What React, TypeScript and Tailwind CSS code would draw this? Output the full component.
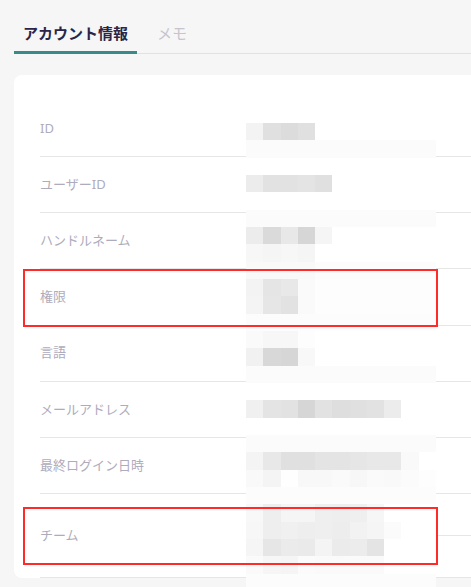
/**
 * Account info panel with pixelated (redacted) values and red highlight boxes.
 */
const rows: { label: string; tall?: boolean }[] = [
  { label: "ID" },
  { label: "ユーザーID" },
  { label: "ハンドルネーム" },
  { label: "権限" },
  { label: "言語" },
  { label: "メールアドレス" },
  { label: "最終ログイン日時" },
  { label: "チーム", tall: true },
];

// Mosaic cells, one string per 17px band; missing = white, otherwise hex greys.
const W = "fff";
const mosaic: string[][] = [
  ["f3f3f3", "e0e0e0", "dcdcdc", "e0e0e0"],
  Array(11).fill("fbfbfb"),
  [],
  ["ececec", "e2e2e2", "e2e2e2", "e4e4e4", "e0e0e0"],
  [],
  Array(11).fill("fbfbfb"),
  ["ececec", "dadada", "e8e8e8", "d6d6d6", "f5f5f5"],
  ["f7f7f7", "f5f5f5", "f7f7f7", "f5f5f5"],
  ["f9f9f9", "f9f9f9", "f9f9f9", "f9f9f9", ...Array(7).fill("fcfcfc")],
  ["f3f3f3", "e5e5e5", "e8e8e8", "fafafa", ...Array(7).fill("fdfdfd")],
  ["f4f4f4", "e6e6e6", "e2e2e2", "fafafa", ...Array(7).fill("fdfdfd")],
  Array(11).fill("fcfcfc"),
  ["fafafa", "f7f7f7", "f7f7f7", "fdfdfd"],
  ["f1f1f1", "d8d8d8", "d6d6d6", "f8f8f8"],
  Array(11).fill("fbfbfb"),
  [],
  ["f0f0f0", "e4e4e4", "e2e2e2", "d6d6d6", "e2e2e2", "dedede", "e0e0e0", "e2e2e2", "ececec"],
  [],
  Array(11).fill("fbfbfb"),
  ["f4f4f4", "e8e8e8", "e0e0e0", "e0e0e0", "e4e4e4", "e4e4e4", "e6e6e6", "e8e8e8", "e8e8e8", "f9f9f9"],
  ["f9f9f9", "f4f4f4", "fefefe", "f8f8f8", "f8f8f8", "fafafa", "f7f7f7", "fafafa", "f9f9f9", "fbfbfb", "fdfdfd"],
  Array(11).fill("fcfcfc"),
  ["f8f8f8", "eeeeee", "f5f5f5", "f5f5f5", "efefef", "eeeeee", "efefef", "f6f6f6"],
  ["f7f7f7", "eeeeee", "f0f0f0", "eeeeee", "efefef", "ededed", "f2f2f2", "f5f5f5", "fbfbfb"],
  ["f5f5f5", "e6e6e6", "ebebeb", "eaeaea", "f4f4f4", "ebebeb", "ececec", "e4e4e4"],
  ["fafafa", "f6f6f6", "f5f5f5", "fbfbfb", "fafafa", "fafafa", "fafafa", "fafafa"],
  Array(11).fill("fcfcfc"),
];

function Mosaic() {
  return (
    <div className="pointer-events-none absolute left-[246px] top-[123px] w-[190px]">
      {mosaic.map((band, r) => (
        <div key={r} className="grid h-[17.33px] grid-cols-11">
          {Array.from({ length: 11 }).map((_, c) => (
            <div
              key={c}
              style={{ backgroundColor: `#${band[c] ?? W}` }}
            />
          ))}
        </div>
      ))}
    </div>
  );
}

export default function App() {
  return (
    <div
      className="relative h-[587px] w-full overflow-hidden bg-[#f6f6f6]"
      style={{ fontFamily: '"Noto Sans", "Noto Sans CJK JP", sans-serif' }}
    >
      {/* Tabs */}
      <div className="flex items-end pl-[14px] pt-[20px]">
        <div className="flex h-[34px] w-[123px] items-start justify-center border-b-[3px] border-[#3a8a8c] pt-[1px]">
          <span className="text-[15px] font-bold leading-[24px] text-[#2b2647]">
            アカウント情報
          </span>
        </div>
        <div className="flex h-[34px] flex-1 items-start border-b border-[#e2e2e2] pl-[20px] pt-[1px]">
          <span className="text-[15px] leading-[24px] text-[#c6c4ce]">メモ</span>
        </div>
      </div>

      {/* Card */}
      <div className="ml-[14px] mt-[21px] w-[480px] rounded-lg bg-white pl-[26px] pt-[26px]">
        {rows.map((row) => (
          <div
            key={row.label}
            className={`relative flex items-center border-b border-[#e6e6e6] ${
              row.tall ? "h-[84px]" : "h-[56.17px]"
            }`}
          >
            <span className="text-[13px] text-[#aeacbc]">{row.label}</span>
            {row.tall && (
              <div className="absolute left-[397px] right-0 top-[41px] h-px bg-[#e6e6e6]" />
            )}
          </div>
        ))}
      </div>

      <Mosaic />

      {/* Highlight boxes */}
      <div className="pointer-events-none absolute left-[23px] top-[269px] h-[58px] w-[415px] border-2 border-[#ff2b2b]" />
      <div className="pointer-events-none absolute left-[23px] top-[507px] h-[58px] w-[415px] border-2 border-[#ff2b2b]" />
    </div>
  );
}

══════════════════════════════

Do this> Omit every picture, then repeat the remaining data exactly as it appears above.

Final answer>
What React, TypeScript and Tailwind CSS code would draw this? Output the full component.
/**
 * Account info panel with pixelated (redacted) values and red highlight boxes.
 */
const rows: { label: string; tall?: boolean }[] = [
  { label: "ID" },
  { label: "ユーザーID" },
  { label: "ハンドルネーム" },
  { label: "権限" },
  { label: "言語" },
  { label: "メールアドレス" },
  { label: "最終ログイン日時" },
  { label: "チーム", tall: true },
];

// Mosaic cells, one string per 17px band; missing = white, otherwise hex greys.
const W = "fff";
const mosaic: string[][] = [
  ["f3f3f3", "e0e0e0", "dcdcdc", "e0e0e0"],
  Array(11).fill("fbfbfb"),
  [],
  ["ececec", "e2e2e2", "e2e2e2", "e4e4e4", "e0e0e0"],
  [],
  Array(11).fill("fbfbfb"),
  ["ececec", "dadada", "e8e8e8", "d6d6d6", "f5f5f5"],
  ["f7f7f7", "f5f5f5", "f7f7f7", "f5f5f5"],
  ["f9f9f9", "f9f9f9", "f9f9f9", "f9f9f9", ...Array(7).fill("fcfcfc")],
  ["f3f3f3", "e5e5e5", "e8e8e8", "fafafa", ...Array(7).fill("fdfdfd")],
  ["f4f4f4", "e6e6e6", "e2e2e2", "fafafa", ...Array(7).fill("fdfdfd")],
  Array(11).fill("fcfcfc"),
  ["fafafa", "f7f7f7", "f7f7f7", "fdfdfd"],
  ["f1f1f1", "d8d8d8", "d6d6d6", "f8f8f8"],
  Array(11).fill("fbfbfb"),
  [],
  ["f0f0f0", "e4e4e4", "e2e2e2", "d6d6d6", "e2e2e2", "dedede", "e0e0e0", "e2e2e2", "ececec"],
  [],
  Array(11).fill("fbfbfb"),
  ["f4f4f4", "e8e8e8", "e0e0e0", "e0e0e0", "e4e4e4", "e4e4e4", "e6e6e6", "e8e8e8", "e8e8e8", "f9f9f9"],
  ["f9f9f9", "f4f4f4", "fefefe", "f8f8f8", "f8f8f8", "fafafa", "f7f7f7", "fafafa", "f9f9f9", "fbfbfb", "fdfdfd"],
  Array(11).fill("fcfcfc"),
  ["f8f8f8", "eeeeee", "f5f5f5", "f5f5f5", "efefef", "eeeeee", "efefef", "f6f6f6"],
  ["f7f7f7", "eeeeee", "f0f0f0", "eeeeee", "efefef", "ededed", "f2f2f2", "f5f5f5", "fbfbfb"],
  ["f5f5f5", "e6e6e6", "ebebeb", "eaeaea", "f4f4f4", "ebebeb", "ececec", "e4e4e4"],
  ["fafafa", "f6f6f6", "f5f5f5", "fbfbfb", "fafafa", "fafafa", "fafafa", "fafafa"],
  Array(11).fill("fcfcfc"),
];

function Mosaic() {
  return (
    <div className="pointer-events-none absolute left-[246px] top-[123px] w-[190px]">
      {mosaic.map((band, r) => (
        <div key={r} className="grid h-[17.33px] grid-cols-11">
          {Array.from({ length: 11 }).map((_, c) => (
            <div
              key={c}
              style={{ backgroundColor: `#${band[c] ?? W}` }}
            />
          ))}
        </div>
      ))}
    </div>
  );
}

export default function App() {
  return (
    <div
      className="relative h-[587px] w-full overflow-hidden bg-[#f6f6f6]"
      style={{ fontFamily: '"Noto Sans", "Noto Sans CJK JP", sans-serif' }}
    >
      {/* Tabs */}
      <div className="flex items-end pl-[14px] pt-[20px]">
        <div className="flex h-[34px] w-[123px] items-start justify-center border-b-[3px] border-[#3a8a8c] pt-[1px]">
          <span className="text-[15px] font-bold leading-[24px] text-[#2b2647]">
            アカウント情報
          </span>
        </div>
        <div className="flex h-[34px] flex-1 items-start border-b border-[#e2e2e2] pl-[20px] pt-[1px]">
          <span className="text-[15px] leading-[24px] text-[#c6c4ce]">メモ</span>
        </div>
      </div>

      {/* Card */}
      <div className="ml-[14px] mt-[21px] w-[480px] rounded-lg bg-white pl-[26px] pt-[26px]">
        {rows.map((row) => (
          <div
            key={row.label}
            className={`relative flex items-center border-b border-[#e6e6e6] ${
              row.tall ? "h-[84px]" : "h-[56.17px]"
            }`}
          >
            <span className="text-[13px] text-[#aeacbc]">{row.label}</span>
            {row.tall && (
              <div className="absolute left-[397px] right-0 top-[41px] h-px bg-[#e6e6e6]" />
            )}
          </div>
        ))}
      </div>

      <Mosaic />

      {/* Highlight boxes */}
      <div className="pointer-events-none absolute left-[23px] top-[269px] h-[58px] w-[415px] border-2 border-[#ff2b2b]" />
      <div className="pointer-events-none absolute left-[23px] top-[507px] h-[58px] w-[415px] border-2 border-[#ff2b2b]" />
    </div>
  );
}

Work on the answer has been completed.